Dark energy, the mysterious force thought to be driving the ever-faster expansion of the universe, appears to be changing over time, according to new observations released this week.

If dark energy is in fact weakening, it would likely mean that science's understanding of how the universe works will need to be rewritten.

The new findings come from the Dark Energy Spectroscopic Instrument (DESI), which sits on a telescope at the Kitt Peak National Observatory in the U.S. state of Arizona.

What we are seeing now is deeply intriguing, say the scientists. It is exciting to think that we may be on the cusp of a major discovery about dark energy and the fundamental nature of our universe.

The DESI instrument's thin optical fibers can simultaneously observe 5,000 galaxies or quasars—blazing monsters with a black hole at their heart—for 20 minutes.

This allows scientists to calculate the age and distance of these objects, and create a map of the universe so they can detect patterns and trace its history.

Scientists have known for a century that the universe is expanding, because massive clusters of galaxies have been observed moving away from each other.

In the late 1990s, scientists shocked the field by discovering that the universe's expansion has been speeding up over time.

The name dark energy was given to the phenomenon driving this acceleration, the effects of which seem to be partially offset by ordinary matter—and an also unknown thing called dark matter.

The universe is thought to be made of 70% dark energy, 25% dark matter—and just 5% normal matter.

Science's best understanding of how the universe works, which is called the standard cosmological model, refers to dark energy as being constant—meaning it does not change.
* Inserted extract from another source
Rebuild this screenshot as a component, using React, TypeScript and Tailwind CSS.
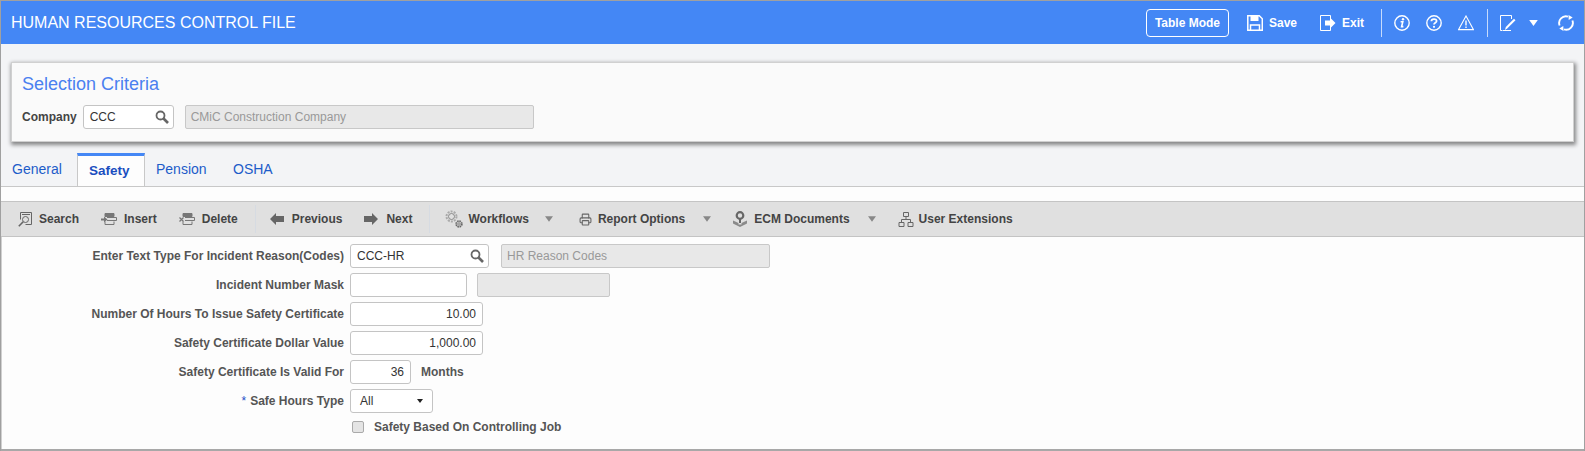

The idea was first introduced by Albert Einstein in his theory of relativity.

Now some physicists are saying, 'the standard model is "satisfactory" but some "tensions" are emerging between observations'.

There are several different ways of measuring the expansion of the universe, including looking at the lingering radiation from after the Big Bang, exploding stars called supernovae and how gravity distorts the light of galaxies.

When the DESI team combined their new data with other measurements, they found "signs that the impact of dark energy may be weakening over time," according to a statement.
When we combine all the cosmological data, it favors that the universe's expansion was accelerating at a slightly higher rate around seven billion years ago
But for the moment there is "absolutely not certainty" about this.
Scientists are confident that "evolving dark energy" theory would be a "revolution on the level of the discovery of accelerated expansion,"
The standard cosmological model would have to be different.
The DESI research, which involved three years' worth of observations of 15 million galaxies and quasars, was presented at a conference of the American Physical Society in California.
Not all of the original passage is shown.